--- Start ---

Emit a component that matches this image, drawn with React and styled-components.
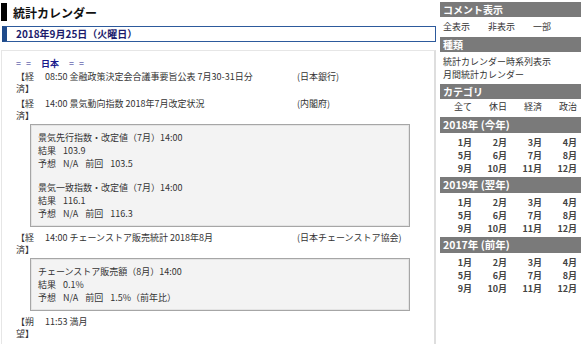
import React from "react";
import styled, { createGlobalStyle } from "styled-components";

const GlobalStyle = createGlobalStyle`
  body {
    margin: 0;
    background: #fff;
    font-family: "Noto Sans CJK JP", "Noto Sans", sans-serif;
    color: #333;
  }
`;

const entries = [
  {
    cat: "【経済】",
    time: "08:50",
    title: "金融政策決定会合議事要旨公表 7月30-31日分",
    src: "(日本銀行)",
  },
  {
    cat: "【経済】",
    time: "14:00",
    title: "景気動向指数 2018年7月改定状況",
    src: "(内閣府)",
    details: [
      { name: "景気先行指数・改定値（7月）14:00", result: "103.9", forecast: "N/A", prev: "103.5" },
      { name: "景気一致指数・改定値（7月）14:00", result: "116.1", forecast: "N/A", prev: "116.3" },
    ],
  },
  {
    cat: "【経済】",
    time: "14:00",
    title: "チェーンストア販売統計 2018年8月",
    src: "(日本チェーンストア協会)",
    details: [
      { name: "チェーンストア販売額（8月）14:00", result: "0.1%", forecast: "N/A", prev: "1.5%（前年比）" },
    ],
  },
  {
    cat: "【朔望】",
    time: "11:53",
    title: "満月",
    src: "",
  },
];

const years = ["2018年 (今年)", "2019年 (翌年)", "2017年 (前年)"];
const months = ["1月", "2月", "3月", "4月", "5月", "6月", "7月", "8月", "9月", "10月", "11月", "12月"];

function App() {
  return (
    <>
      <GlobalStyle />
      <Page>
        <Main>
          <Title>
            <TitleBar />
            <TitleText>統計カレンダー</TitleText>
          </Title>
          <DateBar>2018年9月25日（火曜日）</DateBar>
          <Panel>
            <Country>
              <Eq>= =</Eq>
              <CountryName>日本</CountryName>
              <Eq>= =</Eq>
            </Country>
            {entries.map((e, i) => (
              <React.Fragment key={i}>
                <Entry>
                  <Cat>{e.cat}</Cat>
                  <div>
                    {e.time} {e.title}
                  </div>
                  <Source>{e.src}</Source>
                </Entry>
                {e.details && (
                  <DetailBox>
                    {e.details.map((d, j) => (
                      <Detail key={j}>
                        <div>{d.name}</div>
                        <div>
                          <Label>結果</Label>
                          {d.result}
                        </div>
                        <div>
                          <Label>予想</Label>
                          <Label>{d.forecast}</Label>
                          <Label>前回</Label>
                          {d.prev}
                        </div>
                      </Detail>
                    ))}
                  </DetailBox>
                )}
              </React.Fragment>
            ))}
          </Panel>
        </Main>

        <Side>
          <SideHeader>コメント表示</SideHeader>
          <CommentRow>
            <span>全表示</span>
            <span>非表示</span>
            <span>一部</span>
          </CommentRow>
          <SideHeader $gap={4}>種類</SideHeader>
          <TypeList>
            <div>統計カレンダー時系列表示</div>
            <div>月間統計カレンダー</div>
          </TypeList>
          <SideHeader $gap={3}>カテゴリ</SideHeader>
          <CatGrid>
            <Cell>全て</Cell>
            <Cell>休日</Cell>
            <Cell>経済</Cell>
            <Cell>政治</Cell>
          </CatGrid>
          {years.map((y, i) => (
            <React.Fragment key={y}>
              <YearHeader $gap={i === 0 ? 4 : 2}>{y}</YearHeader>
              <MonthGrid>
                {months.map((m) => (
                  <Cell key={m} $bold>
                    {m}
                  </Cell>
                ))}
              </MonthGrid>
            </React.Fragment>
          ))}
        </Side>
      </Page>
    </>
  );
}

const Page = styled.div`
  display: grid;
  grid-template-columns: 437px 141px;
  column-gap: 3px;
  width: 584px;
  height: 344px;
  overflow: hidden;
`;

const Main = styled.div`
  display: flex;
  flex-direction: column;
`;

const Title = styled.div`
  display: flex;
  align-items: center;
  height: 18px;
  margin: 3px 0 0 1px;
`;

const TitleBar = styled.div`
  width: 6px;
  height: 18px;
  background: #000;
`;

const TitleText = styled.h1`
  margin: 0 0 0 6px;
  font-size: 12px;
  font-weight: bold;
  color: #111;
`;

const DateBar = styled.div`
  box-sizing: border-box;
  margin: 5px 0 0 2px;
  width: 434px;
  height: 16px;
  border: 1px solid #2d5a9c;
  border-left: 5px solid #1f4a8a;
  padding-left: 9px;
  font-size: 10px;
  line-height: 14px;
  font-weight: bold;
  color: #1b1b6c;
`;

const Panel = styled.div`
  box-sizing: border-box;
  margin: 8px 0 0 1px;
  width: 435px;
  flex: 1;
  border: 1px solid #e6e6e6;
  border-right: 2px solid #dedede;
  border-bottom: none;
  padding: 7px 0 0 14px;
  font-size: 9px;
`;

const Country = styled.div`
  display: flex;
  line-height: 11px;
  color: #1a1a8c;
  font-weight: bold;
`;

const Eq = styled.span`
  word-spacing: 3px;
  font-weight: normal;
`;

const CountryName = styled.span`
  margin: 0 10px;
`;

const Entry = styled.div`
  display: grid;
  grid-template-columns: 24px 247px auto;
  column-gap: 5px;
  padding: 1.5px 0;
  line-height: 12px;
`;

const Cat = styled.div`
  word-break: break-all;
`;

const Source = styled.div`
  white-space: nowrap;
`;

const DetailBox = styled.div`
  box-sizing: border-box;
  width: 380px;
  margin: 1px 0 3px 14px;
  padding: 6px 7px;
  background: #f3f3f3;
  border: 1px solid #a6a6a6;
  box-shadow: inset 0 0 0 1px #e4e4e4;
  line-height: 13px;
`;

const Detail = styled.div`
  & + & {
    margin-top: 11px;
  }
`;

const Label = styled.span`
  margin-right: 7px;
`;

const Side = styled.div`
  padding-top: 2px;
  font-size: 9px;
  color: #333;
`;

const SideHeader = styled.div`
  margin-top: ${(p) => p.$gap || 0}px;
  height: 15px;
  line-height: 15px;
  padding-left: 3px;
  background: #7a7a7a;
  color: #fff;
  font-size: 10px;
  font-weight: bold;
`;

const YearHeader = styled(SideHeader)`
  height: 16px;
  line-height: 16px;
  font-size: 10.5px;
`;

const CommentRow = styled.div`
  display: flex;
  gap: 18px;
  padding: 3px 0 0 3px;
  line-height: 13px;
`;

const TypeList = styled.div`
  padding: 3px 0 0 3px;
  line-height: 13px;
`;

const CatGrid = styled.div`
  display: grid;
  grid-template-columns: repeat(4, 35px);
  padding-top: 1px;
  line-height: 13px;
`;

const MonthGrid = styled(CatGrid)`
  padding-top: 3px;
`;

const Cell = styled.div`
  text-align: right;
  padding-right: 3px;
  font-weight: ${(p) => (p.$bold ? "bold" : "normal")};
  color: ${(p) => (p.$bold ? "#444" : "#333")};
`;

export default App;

--- End ---

Count how many lines of the data include the word "React". Your reply should be that number alone.

6